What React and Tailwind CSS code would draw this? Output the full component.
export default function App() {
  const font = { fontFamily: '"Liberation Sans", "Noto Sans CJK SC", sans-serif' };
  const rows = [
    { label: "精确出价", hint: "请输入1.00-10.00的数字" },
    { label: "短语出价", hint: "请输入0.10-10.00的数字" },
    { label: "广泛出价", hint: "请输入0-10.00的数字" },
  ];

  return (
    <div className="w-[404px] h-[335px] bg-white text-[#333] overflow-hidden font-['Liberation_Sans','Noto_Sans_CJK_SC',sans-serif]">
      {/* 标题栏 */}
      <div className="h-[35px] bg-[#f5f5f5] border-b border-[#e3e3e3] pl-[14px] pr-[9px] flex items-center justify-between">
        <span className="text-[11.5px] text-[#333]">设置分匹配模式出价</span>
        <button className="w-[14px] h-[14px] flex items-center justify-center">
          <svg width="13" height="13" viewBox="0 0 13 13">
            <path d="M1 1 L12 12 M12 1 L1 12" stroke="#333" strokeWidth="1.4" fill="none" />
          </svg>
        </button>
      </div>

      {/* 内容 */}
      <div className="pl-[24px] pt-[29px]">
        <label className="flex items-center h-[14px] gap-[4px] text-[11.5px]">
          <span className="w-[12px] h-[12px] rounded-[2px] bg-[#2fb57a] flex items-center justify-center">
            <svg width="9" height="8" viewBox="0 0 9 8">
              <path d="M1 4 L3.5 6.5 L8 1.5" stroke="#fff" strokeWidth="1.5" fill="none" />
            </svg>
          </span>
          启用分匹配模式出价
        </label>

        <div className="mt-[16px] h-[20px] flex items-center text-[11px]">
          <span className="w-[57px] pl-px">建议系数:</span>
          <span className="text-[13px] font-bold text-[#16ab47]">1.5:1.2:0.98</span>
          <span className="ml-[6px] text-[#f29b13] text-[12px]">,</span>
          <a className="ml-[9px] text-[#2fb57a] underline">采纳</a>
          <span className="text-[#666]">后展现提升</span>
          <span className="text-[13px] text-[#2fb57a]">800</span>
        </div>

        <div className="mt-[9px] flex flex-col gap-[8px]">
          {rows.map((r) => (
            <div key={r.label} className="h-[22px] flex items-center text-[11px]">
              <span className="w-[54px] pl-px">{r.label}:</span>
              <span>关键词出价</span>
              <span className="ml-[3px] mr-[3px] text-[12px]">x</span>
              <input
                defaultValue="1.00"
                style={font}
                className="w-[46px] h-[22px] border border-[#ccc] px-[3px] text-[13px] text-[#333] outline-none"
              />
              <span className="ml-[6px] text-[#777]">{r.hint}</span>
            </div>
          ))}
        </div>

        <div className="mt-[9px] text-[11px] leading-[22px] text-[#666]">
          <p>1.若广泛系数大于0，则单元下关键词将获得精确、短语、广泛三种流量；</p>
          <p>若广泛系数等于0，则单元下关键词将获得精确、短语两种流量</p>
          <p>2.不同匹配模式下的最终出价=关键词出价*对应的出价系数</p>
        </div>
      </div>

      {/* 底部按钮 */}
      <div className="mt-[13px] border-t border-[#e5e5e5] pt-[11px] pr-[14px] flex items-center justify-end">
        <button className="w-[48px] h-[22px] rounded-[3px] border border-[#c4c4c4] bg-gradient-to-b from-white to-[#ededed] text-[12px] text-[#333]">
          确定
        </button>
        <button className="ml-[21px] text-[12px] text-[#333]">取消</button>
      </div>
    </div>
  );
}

★ ★ ★ ★

### [PROBLEM STATEMENT]
Copy the data above in full, character for character.

### [TASK ANSWER]
What React and Tailwind CSS code would draw this? Output the full component.
export default function App() {
  const font = { fontFamily: '"Liberation Sans", "Noto Sans CJK SC", sans-serif' };
  const rows = [
    { label: "精确出价", hint: "请输入1.00-10.00的数字" },
    { label: "短语出价", hint: "请输入0.10-10.00的数字" },
    { label: "广泛出价", hint: "请输入0-10.00的数字" },
  ];

  return (
    <div className="w-[404px] h-[335px] bg-white text-[#333] overflow-hidden font-['Liberation_Sans','Noto_Sans_CJK_SC',sans-serif]">
      {/* 标题栏 */}
      <div className="h-[35px] bg-[#f5f5f5] border-b border-[#e3e3e3] pl-[14px] pr-[9px] flex items-center justify-between">
        <span className="text-[11.5px] text-[#333]">设置分匹配模式出价</span>
        <button className="w-[14px] h-[14px] flex items-center justify-center">
          <svg width="13" height="13" viewBox="0 0 13 13">
            <path d="M1 1 L12 12 M12 1 L1 12" stroke="#333" strokeWidth="1.4" fill="none" />
          </svg>
        </button>
      </div>

      {/* 内容 */}
      <div className="pl-[24px] pt-[29px]">
        <label className="flex items-center h-[14px] gap-[4px] text-[11.5px]">
          <span className="w-[12px] h-[12px] rounded-[2px] bg-[#2fb57a] flex items-center justify-center">
            <svg width="9" height="8" viewBox="0 0 9 8">
              <path d="M1 4 L3.5 6.5 L8 1.5" stroke="#fff" strokeWidth="1.5" fill="none" />
            </svg>
          </span>
          启用分匹配模式出价
        </label>

        <div className="mt-[16px] h-[20px] flex items-center text-[11px]">
          <span className="w-[57px] pl-px">建议系数:</span>
          <span className="text-[13px] font-bold text-[#16ab47]">1.5:1.2:0.98</span>
          <span className="ml-[6px] text-[#f29b13] text-[12px]">,</span>
          <a className="ml-[9px] text-[#2fb57a] underline">采纳</a>
          <span className="text-[#666]">后展现提升</span>
          <span className="text-[13px] text-[#2fb57a]">800</span>
        </div>

        <div className="mt-[9px] flex flex-col gap-[8px]">
          {rows.map((r) => (
            <div key={r.label} className="h-[22px] flex items-center text-[11px]">
              <span className="w-[54px] pl-px">{r.label}:</span>
              <span>关键词出价</span>
              <span className="ml-[3px] mr-[3px] text-[12px]">x</span>
              <input
                defaultValue="1.00"
                style={font}
                className="w-[46px] h-[22px] border border-[#ccc] px-[3px] text-[13px] text-[#333] outline-none"
              />
              <span className="ml-[6px] text-[#777]">{r.hint}</span>
            </div>
          ))}
        </div>

        <div className="mt-[9px] text-[11px] leading-[22px] text-[#666]">
          <p>1.若广泛系数大于0，则单元下关键词将获得精确、短语、广泛三种流量；</p>
          <p>若广泛系数等于0，则单元下关键词将获得精确、短语两种流量</p>
          <p>2.不同匹配模式下的最终出价=关键词出价*对应的出价系数</p>
        </div>
      </div>

      {/* 底部按钮 */}
      <div className="mt-[13px] border-t border-[#e5e5e5] pt-[11px] pr-[14px] flex items-center justify-end">
        <button className="w-[48px] h-[22px] rounded-[3px] border border-[#c4c4c4] bg-gradient-to-b from-white to-[#ededed] text-[12px] text-[#333]">
          确定
        </button>
        <button className="ml-[21px] text-[12px] text-[#333]">取消</button>
      </div>
    </div>
  );
}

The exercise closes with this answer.